People with severe arm length differences or shoulder injuries will run custom bar offsets (in which one side is closer/farther/higher from the other even though the HB to wheel alignment is perfect…you’ll see stuff like this on some paralympic bikes)

People are really overthinking this. If one’s HB seem misaligned for your sight/body, adjust them to suit. It doesn’t matter if they are technical perfect to the degree/minute. The human body is not perfectly symmetrical

Robin
Robin
6 years ago
Reply to  jasonmiles31

I think it depends on the size of the arm length discrepancy. An accident left my right shoulder pushed 1cm closer to spine than my left, which in terms of reach to the handlebars, acts like an arm length difference. I moved my handlebars 0.5cm to the left, and it resolved some neck issues I was having.

jfkbike
jfkbike
6 years ago

Doesn’t work on all stem/bar combos. Need to have space on bars for it and if stem is at a steep angle sometimes it causes laser to miss tire.

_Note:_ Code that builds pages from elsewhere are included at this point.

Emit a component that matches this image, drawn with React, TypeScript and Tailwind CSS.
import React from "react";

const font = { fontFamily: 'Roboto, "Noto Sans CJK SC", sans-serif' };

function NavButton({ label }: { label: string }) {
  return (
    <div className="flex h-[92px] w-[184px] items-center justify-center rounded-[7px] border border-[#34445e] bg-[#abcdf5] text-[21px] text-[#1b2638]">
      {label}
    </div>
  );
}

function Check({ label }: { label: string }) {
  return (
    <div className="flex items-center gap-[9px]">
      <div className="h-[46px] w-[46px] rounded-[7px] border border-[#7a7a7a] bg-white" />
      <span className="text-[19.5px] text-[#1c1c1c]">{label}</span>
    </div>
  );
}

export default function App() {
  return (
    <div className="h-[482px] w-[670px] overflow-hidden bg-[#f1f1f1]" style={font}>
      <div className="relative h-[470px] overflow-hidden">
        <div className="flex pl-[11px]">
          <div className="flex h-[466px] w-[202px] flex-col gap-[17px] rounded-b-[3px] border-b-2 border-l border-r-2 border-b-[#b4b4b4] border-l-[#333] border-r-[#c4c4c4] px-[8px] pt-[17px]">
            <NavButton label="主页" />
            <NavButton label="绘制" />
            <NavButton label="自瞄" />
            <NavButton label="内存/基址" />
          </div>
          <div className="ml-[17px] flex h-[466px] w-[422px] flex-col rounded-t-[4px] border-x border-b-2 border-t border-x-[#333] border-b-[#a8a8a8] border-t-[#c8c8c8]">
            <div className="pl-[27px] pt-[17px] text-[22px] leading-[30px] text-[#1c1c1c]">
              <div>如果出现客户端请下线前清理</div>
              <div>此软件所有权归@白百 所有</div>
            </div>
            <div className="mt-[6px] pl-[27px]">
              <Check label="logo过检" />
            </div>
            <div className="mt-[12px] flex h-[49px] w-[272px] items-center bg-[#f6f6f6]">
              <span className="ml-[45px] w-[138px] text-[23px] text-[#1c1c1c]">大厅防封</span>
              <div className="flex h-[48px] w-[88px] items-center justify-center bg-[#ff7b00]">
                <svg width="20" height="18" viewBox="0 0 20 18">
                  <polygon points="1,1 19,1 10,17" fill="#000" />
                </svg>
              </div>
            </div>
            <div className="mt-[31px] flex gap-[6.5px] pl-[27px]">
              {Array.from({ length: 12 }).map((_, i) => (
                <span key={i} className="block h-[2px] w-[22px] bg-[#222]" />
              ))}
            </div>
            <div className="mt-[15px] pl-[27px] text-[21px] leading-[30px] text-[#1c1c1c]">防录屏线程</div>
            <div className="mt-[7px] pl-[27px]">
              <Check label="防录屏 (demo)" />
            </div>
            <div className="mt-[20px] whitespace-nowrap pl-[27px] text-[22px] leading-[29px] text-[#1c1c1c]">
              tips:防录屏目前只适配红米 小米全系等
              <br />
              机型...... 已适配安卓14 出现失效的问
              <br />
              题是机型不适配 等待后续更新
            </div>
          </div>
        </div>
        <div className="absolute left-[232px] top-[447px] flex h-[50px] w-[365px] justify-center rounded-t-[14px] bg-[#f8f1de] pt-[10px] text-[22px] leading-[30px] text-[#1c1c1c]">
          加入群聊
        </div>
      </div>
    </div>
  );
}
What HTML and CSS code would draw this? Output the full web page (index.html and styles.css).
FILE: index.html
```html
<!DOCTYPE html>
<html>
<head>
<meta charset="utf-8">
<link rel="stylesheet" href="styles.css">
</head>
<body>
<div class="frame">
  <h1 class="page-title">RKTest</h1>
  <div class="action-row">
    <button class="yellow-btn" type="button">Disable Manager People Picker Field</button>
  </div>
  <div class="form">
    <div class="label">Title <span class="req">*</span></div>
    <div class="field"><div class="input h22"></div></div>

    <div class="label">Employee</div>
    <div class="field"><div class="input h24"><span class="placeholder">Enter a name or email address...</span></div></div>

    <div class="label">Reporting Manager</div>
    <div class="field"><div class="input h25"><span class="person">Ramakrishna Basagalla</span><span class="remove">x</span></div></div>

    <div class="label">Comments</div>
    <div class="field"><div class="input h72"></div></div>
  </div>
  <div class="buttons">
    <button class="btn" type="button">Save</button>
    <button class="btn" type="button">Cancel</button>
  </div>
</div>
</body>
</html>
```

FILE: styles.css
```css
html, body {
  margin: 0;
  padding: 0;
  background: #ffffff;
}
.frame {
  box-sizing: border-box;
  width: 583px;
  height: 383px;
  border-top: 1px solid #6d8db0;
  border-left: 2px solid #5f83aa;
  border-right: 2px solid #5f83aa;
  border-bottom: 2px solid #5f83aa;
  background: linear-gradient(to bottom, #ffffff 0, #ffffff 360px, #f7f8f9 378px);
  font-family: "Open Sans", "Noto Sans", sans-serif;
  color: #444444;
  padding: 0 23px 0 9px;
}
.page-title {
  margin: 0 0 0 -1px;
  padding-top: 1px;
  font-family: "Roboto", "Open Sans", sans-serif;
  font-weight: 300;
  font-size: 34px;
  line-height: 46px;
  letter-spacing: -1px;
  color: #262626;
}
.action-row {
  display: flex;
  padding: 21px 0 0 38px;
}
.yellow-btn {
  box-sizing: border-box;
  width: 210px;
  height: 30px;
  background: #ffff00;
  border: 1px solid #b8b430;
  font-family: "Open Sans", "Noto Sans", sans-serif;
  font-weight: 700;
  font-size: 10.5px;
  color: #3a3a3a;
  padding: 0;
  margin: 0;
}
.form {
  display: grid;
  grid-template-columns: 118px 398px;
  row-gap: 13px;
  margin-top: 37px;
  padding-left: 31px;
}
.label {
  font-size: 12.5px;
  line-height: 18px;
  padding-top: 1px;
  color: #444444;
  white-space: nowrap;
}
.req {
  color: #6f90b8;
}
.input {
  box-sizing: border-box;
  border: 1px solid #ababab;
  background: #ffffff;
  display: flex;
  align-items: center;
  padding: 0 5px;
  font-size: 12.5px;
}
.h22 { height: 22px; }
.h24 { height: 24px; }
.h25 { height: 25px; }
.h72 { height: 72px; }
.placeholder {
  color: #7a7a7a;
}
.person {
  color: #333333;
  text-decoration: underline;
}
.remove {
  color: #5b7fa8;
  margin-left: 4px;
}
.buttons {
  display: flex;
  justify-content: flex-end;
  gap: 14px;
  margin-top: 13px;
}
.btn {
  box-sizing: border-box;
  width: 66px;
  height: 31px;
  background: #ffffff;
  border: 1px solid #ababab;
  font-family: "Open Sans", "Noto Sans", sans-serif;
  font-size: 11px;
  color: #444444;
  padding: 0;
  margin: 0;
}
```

We remade ours at the shop with an stiff articulating laser mount and thinned the legs so it fit a lot more combos. After that we thought it saved a lot of time.

JJ
JJ
6 years ago

Been using this tool for over a year now and it works great. Perfect for shop level service. The only problem is it does not work on ALL bar and stem set ups.

Stache
Stache
6 years ago

If the wheel isn’t dished “perfectly” I’m not sure this would give you “perfectly” aligned handlebar set up. This is also assuming the tire is “perfectly” centered on the rim…

Gillis
Gillis
6 years ago

While I don’t think this tool is really necessary, I certainly wouldn’t being aligning the laser off the tire. I’ve seen enough wonky treads and/or casings to not trust it if I’m going for ultimate precision alignment, as in this case

The best way, ime, is to use a drop bar (w/o levers) and place the bike nose down (w/o wheel) on a smooth, flat surface. With the stem just snug enough rotate freely, the fork tips will self align to the front of the drops.

Werewolf
Werewolf
6 years ago

One would think there would be a wire coathanger looking thingy that would that could do this..

Troy
Troy
6 years ago

I ride extra large frames – ie my road bike frame has a 200mm long head tube, and I find it really hard to get the bars aligned.
I am curious what others do, because I cant be buying a shop level product to help.

JBikes
JBikes
6 years ago
Reply to  Troy

Drop a plumb bob from middle of stem face to tire (basically what this tool does). Pretty easy as the longer your stem is the more accurate it becomes

Measure from bar ends to tire (string works) – cumbersome/difficult

Gillis’ suggestion above.

Troy
Troy
6 years ago
Reply to  JBikes

Thanks – I will give the plumb bob a try first, hadn’t thought to remove the wheel because I wasn’t sure what I would sight against – but will take a look at that option too

JBikes
JBikes
6 years ago
Reply to  Troy

Use a plumb bob, which is literally what this is (replaces $5 plumb bob with a $95 laser plumb bob).
Hold it to the center of your stem faceplate and see where it hits the tire. Long stems will make this more accurate.

BLS
BLS
6 years ago

Look straight down over your bar and line the dropouts up with your suspension fork crown or dropouts on road bikes. Saved you $95 and will still be more accurate than the poor tolerances that I see with even the best tires, Plus, perpendicular is perpendicular…. 90 degrees. A tool like this should ship calibrated like a torque wrench.

BLS
BLS
6 years ago
Reply to  BLS

Handlebar* not dropouts, please excuse the typo.

Larry Falk
Larry Falk
6 years ago

While calling this item ‘excessive’ wouldn’t be too off the mark, one must remember how far bike fit and bike technology has come over the last 45 years (my time riding) and how much better the overall bicycle experience is nowadays. So, I hope people keep inventing & offering these new inventions because in aggregate everything bicycle just keeps getting better and we all benefit.

Jason Woods
Jason Woods
6 years ago

If you need a $95 tool to align handlebars, you probably shouldn’t be adjusting anything else on your bike, let alone my bike.

satisFACTORYrider
satisFACTORYrider
6 years ago

check your wheel dish and fork dropout alignment first.

test9518
6 years ago

OR manufacturers could just laser etch a plumb line onto the steerer tube for easy alignment.

Scottthebikeman
Scottthebikeman
6 years ago

Center stem with what ever. Ride bike and see how sitting on bike affects stem center. Have to test ride to see if stem is straight

Chris
Chris
6 years ago

Would only work if your handlebars and stem are manufactured accurately such that the handlebars are clamped perpendicularly to the vertical plane through the centre-line of the frame….
I think you’d be better off judging it by eye.